WASHINGTON — The Office of the Comptroller of the Currency made good on a promise to rescind the agency's unilateral reforms of the Community Reinvestment Act.
The agency on Wednesday proposed to revert its CRA regulations to the previous framework in effect since 1995.
The rescission proposal, with comments due by Oct. 29, would undo virtually the entire rule finalized under the Trump administration and former Comptroller Joseph Otting in 2020. It would also further align the OCC with the CRA rules enforced by the other bank regulators in advance of their attempting to develop an interagency overhaul of the anti-redlining law.
Acting Comptroller Michael Hsu announced
“This would put us back in alignment with the Fed and FDIC,” Hsu said in an interview Wednesday.
In its proposed rulemaking, the agency said the framework "would be substantively identical to the 1995 Rules.”
“Consequently," it said, "all definitions, performance tests and standards, and related data collection, recordkeeping, and reporting requirements would revert to those in place prior to the issuance of the June 2020 Rule.”
While the agency had considered a partial rescission that retained some of the more broadly popular elements of the Trump-era rule, it ultimately concluded that the compliance difficulties would be too great.
“Proposing yet another regulatory framework would impose undue burden on banks, their communities, and examiners who would need to learn and implement a new framework that was neither the June 2020 Rule, the 1995 Rules, nor the prospective interagency CRA rules,” the OCC said in its proposed rulemaking.
However, the OCC suggested that one popular element of the 2020 rule may live on as guidance: the illustrative list of activities that most frequently receive CRA credit.

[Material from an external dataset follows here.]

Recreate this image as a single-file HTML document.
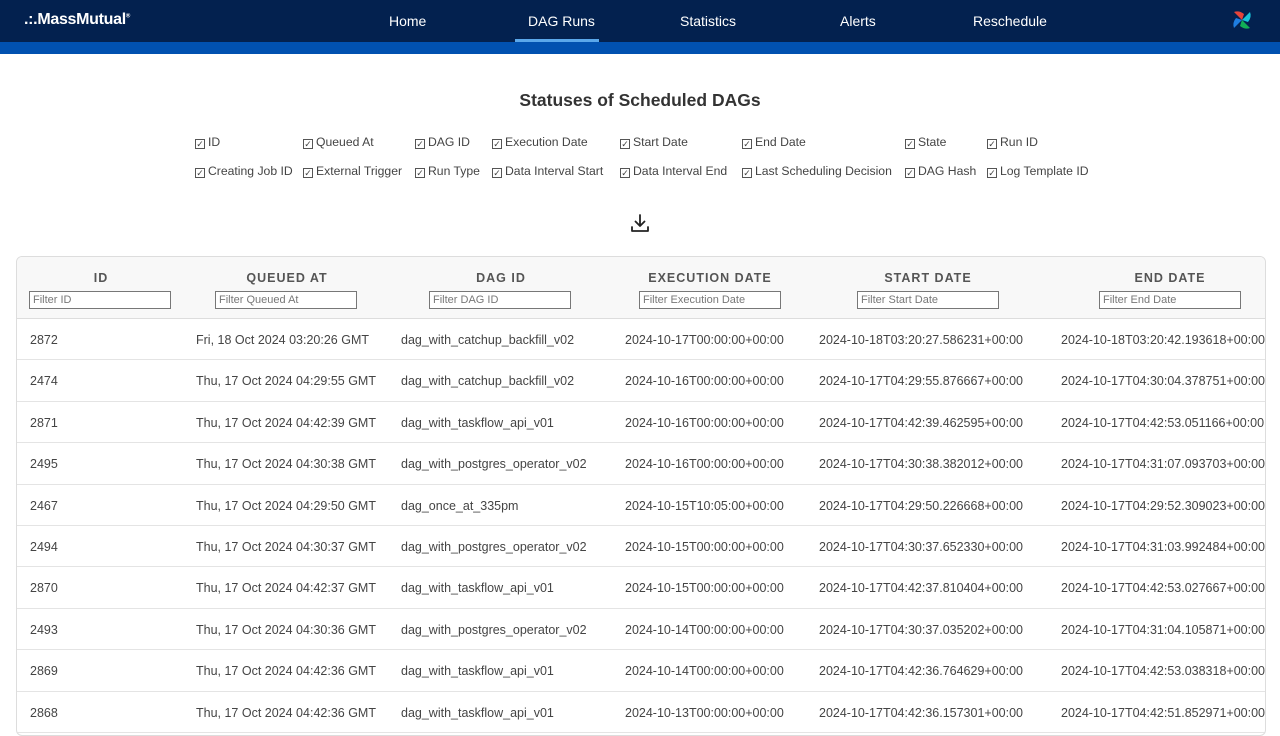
<!DOCTYPE html>
<html><head><meta charset="utf-8"><style>
*{box-sizing:border-box;margin:0;padding:0}
body{width:1280px;height:719px;overflow:hidden;background:#fff;font-family:"Liberation Sans",sans-serif;color:#333;position:relative}
.hdr{position:absolute;left:0;top:0;width:1280px;height:42px;background:#03214f}
.bar{position:absolute;left:0;top:42px;width:1280px;height:12px;background:#0151b0}
.nav{position:absolute;top:13px;color:#fff;font-size:14px}
.ab{position:absolute}
.title{position:absolute;top:90px;width:1280px;text-align:center;font-weight:bold;font-size:17.5px;color:#333}
.cb{position:absolute;font-size:12.2px;color:#444;white-space:nowrap}
.cb i{display:inline-block;width:10px;height:10px;border:1px solid #555;margin-right:3px;vertical-align:-1px;font-style:normal;font-size:9px;line-height:8px;text-align:center}
.card{position:absolute;left:16px;top:256px;width:1250px;height:480px;border:1px solid #ddd;border-radius:6px;overflow:hidden;background:#fff}
.th{position:absolute;left:0;top:0;width:1250px;height:62px;background:#f8f8f8;border-bottom:1px solid #ddd}
.h{position:absolute;top:14px;font-size:12.5px;font-weight:bold;letter-spacing:1px;color:#555;transform:translateX(-50%);white-space:nowrap}
.f{position:absolute;top:34px;width:142px;height:18px;border:1px solid #777;background:#fff;font-size:11px;color:#777;padding-left:3px;line-height:16px}
.row{position:absolute;left:0;width:1250px;height:41.4px;border-bottom:1px solid #e4e4e4;font-size:12.5px;color:#444}
.row span{position:absolute;top:14px;white-space:nowrap}
</style></head><body>
<div class="hdr"></div><div class="bar"></div>
<div class="ab" style="left:24px;top:11px;color:#fff;font-weight:bold;font-size:16px;letter-spacing:-0.3px">.:.MassMutual<sup style="font-size:6px">®</sup></div>
<div class="nav" style="left:389px">Home</div>
<div class="nav" style="left:528px">DAG Runs</div>
<div class="ab" style="left:515px;top:39px;width:84px;height:3px;background:#5aa7ea"></div>
<div class="nav" style="left:680px">Statistics</div>
<div class="nav" style="left:840px">Alerts</div>
<div class="nav" style="left:973px">Reschedule</div>
<svg class="ab" style="left:1230px;top:8px" width="24" height="24" viewBox="0 0 24 24">
<path d="M12 12 L4 4 Q9 2 14 6Z" fill="#e5443a"/><path d="M12 12 L20 4 Q22 9 18 14Z" fill="#17c4d8"/><path d="M12 12 L20 20 Q15 22 10 18Z" fill="#11b056"/><path d="M12 12 L4 20 Q2 15 6 10Z" fill="#1e7de0"/></svg>
<div class="title">Statuses of Scheduled DAGs</div>
<div class="cb" style="left:195px;top:135px"><i>✓</i>ID</div>
<div class="cb" style="left:303px;top:135px"><i>✓</i>Queued At</div>
<div class="cb" style="left:415px;top:135px"><i>✓</i>DAG ID</div>
<div class="cb" style="left:492px;top:135px"><i>✓</i>Execution Date</div>
<div class="cb" style="left:620px;top:135px"><i>✓</i>Start Date</div>
<div class="cb" style="left:742px;top:135px"><i>✓</i>End Date</div>
<div class="cb" style="left:905px;top:135px"><i>✓</i>State</div>
<div class="cb" style="left:987px;top:135px"><i>✓</i>Run ID</div>
<div class="cb" style="left:195px;top:164px"><i>✓</i>Creating Job ID</div>
<div class="cb" style="left:303px;top:164px"><i>✓</i>External Trigger</div>
<div class="cb" style="left:415px;top:164px"><i>✓</i>Run Type</div>
<div class="cb" style="left:492px;top:164px"><i>✓</i>Data Interval Start</div>
<div class="cb" style="left:620px;top:164px"><i>✓</i>Data Interval End</div>
<div class="cb" style="left:742px;top:164px"><i>✓</i>Last Scheduling Decision</div>
<div class="cb" style="left:905px;top:164px"><i>✓</i>DAG Hash</div>
<div class="cb" style="left:987px;top:164px"><i>✓</i>Log Template ID</div>
<svg class="ab" style="left:630px;top:213px" width="20" height="20" viewBox="0 0 20 20" fill="none" stroke="#222" stroke-width="1.8" stroke-linecap="round" stroke-linejoin="round"><path d="M10 2v11M5.5 8.5 10 13l4.5-4.5M2 14v4h16v-4"/></svg>
<div class="card">
<div class="th">
<div class="h" style="left:84px">ID</div><div class="h" style="left:270px">QUEUED AT</div><div class="h" style="left:484px">DAG ID</div><div class="h" style="left:693px">EXECUTION DATE</div><div class="h" style="left:911px">START DATE</div><div class="h" style="left:1153px">END DATE</div>
<div class="f" style="left:12px">Filter ID</div><div class="f" style="left:198px">Filter Queued At</div><div class="f" style="left:412px">Filter DAG ID</div><div class="f" style="left:622px">Filter Execution Date</div><div class="f" style="left:840px">Filter Start Date</div><div class="f" style="left:1082px">Filter End Date</div>
</div>
<div class="row" style="top:62px"><span style="left:13px">2872</span><span style="left:179px">Fri, 18 Oct 2024 03:20:26 GMT</span><span style="left:384px">dag_with_catchup_backfill_v02</span><span style="left:608px">2024-10-17T00:00:00+00:00</span><span style="left:802px">2024-10-18T03:20:27.586231+00:00</span><span style="left:1044px">2024-10-18T03:20:42.193618+00:00</span></div>
<div class="row" style="top:103.4px"><span style="left:13px">2474</span><span style="left:179px">Thu, 17 Oct 2024 04:29:55 GMT</span><span style="left:384px">dag_with_catchup_backfill_v02</span><span style="left:608px">2024-10-16T00:00:00+00:00</span><span style="left:802px">2024-10-17T04:29:55.876667+00:00</span><span style="left:1044px">2024-10-17T04:30:04.378751+00:00</span></div>
<div class="row" style="top:144.8px"><span style="left:13px">2871</span><span style="left:179px">Thu, 17 Oct 2024 04:42:39 GMT</span><span style="left:384px">dag_with_taskflow_api_v01</span><span style="left:608px">2024-10-16T00:00:00+00:00</span><span style="left:802px">2024-10-17T04:42:39.462595+00:00</span><span style="left:1044px">2024-10-17T04:42:53.051166+00:00</span></div>
<div class="row" style="top:186.2px"><span style="left:13px">2495</span><span style="left:179px">Thu, 17 Oct 2024 04:30:38 GMT</span><span style="left:384px">dag_with_postgres_operator_v02</span><span style="left:608px">2024-10-16T00:00:00+00:00</span><span style="left:802px">2024-10-17T04:30:38.382012+00:00</span><span style="left:1044px">2024-10-17T04:31:07.093703+00:00</span></div>
<div class="row" style="top:227.6px"><span style="left:13px">2467</span><span style="left:179px">Thu, 17 Oct 2024 04:29:50 GMT</span><span style="left:384px">dag_once_at_335pm</span><span style="left:608px">2024-10-15T10:05:00+00:00</span><span style="left:802px">2024-10-17T04:29:50.226668+00:00</span><span style="left:1044px">2024-10-17T04:29:52.309023+00:00</span></div>
<div class="row" style="top:269px"><span style="left:13px">2494</span><span style="left:179px">Thu, 17 Oct 2024 04:30:37 GMT</span><span style="left:384px">dag_with_postgres_operator_v02</span><span style="left:608px">2024-10-15T00:00:00+00:00</span><span style="left:802px">2024-10-17T04:30:37.652330+00:00</span><span style="left:1044px">2024-10-17T04:31:03.992484+00:00</span></div>
<div class="row" style="top:310.4px"><span style="left:13px">2870</span><span style="left:179px">Thu, 17 Oct 2024 04:42:37 GMT</span><span style="left:384px">dag_with_taskflow_api_v01</span><span style="left:608px">2024-10-15T00:00:00+00:00</span><span style="left:802px">2024-10-17T04:42:37.810404+00:00</span><span style="left:1044px">2024-10-17T04:42:53.027667+00:00</span></div>
<div class="row" style="top:351.8px"><span style="left:13px">2493</span><span style="left:179px">Thu, 17 Oct 2024 04:30:36 GMT</span><span style="left:384px">dag_with_postgres_operator_v02</span><span style="left:608px">2024-10-14T00:00:00+00:00</span><span style="left:802px">2024-10-17T04:30:37.035202+00:00</span><span style="left:1044px">2024-10-17T04:31:04.105871+00:00</span></div>
<div class="row" style="top:393.2px"><span style="left:13px">2869</span><span style="left:179px">Thu, 17 Oct 2024 04:42:36 GMT</span><span style="left:384px">dag_with_taskflow_api_v01</span><span style="left:608px">2024-10-14T00:00:00+00:00</span><span style="left:802px">2024-10-17T04:42:36.764629+00:00</span><span style="left:1044px">2024-10-17T04:42:53.038318+00:00</span></div>
<div class="row" style="top:434.6px"><span style="left:13px">2868</span><span style="left:179px">Thu, 17 Oct 2024 04:42:36 GMT</span><span style="left:384px">dag_with_taskflow_api_v01</span><span style="left:608px">2024-10-13T00:00:00+00:00</span><span style="left:802px">2024-10-17T04:42:36.157301+00:00</span><span style="left:1044px">2024-10-17T04:42:51.852971+00:00</span></div>
</div>
</body></html>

Banks and other CRA stakeholders had lauded that element of the Trump rule as a boon for transparency.
“Because the qualifying activity confirmation process is procedural and applies facts regarding a potential qualifying activity,” the proposed rule said, “the OCC could have interpreted and provided guidance on which activities would receive consideration in CRA examinations without codifying the process in the June 2020 Rule.”
The agency is eyeing an effective date of Jan. 1 for the proposal.
Hsu said the agency’s rationale for providing the timetable was rooted in a desire to move as quickly as possible to reform the 1977 law.
“The history of this rule has been one of a lot of delays, and I can't ignore that,” Hsu said in an interview. “There is kind of a central tendency to just kind of get mired in the details, and, well, we don't have time for that.”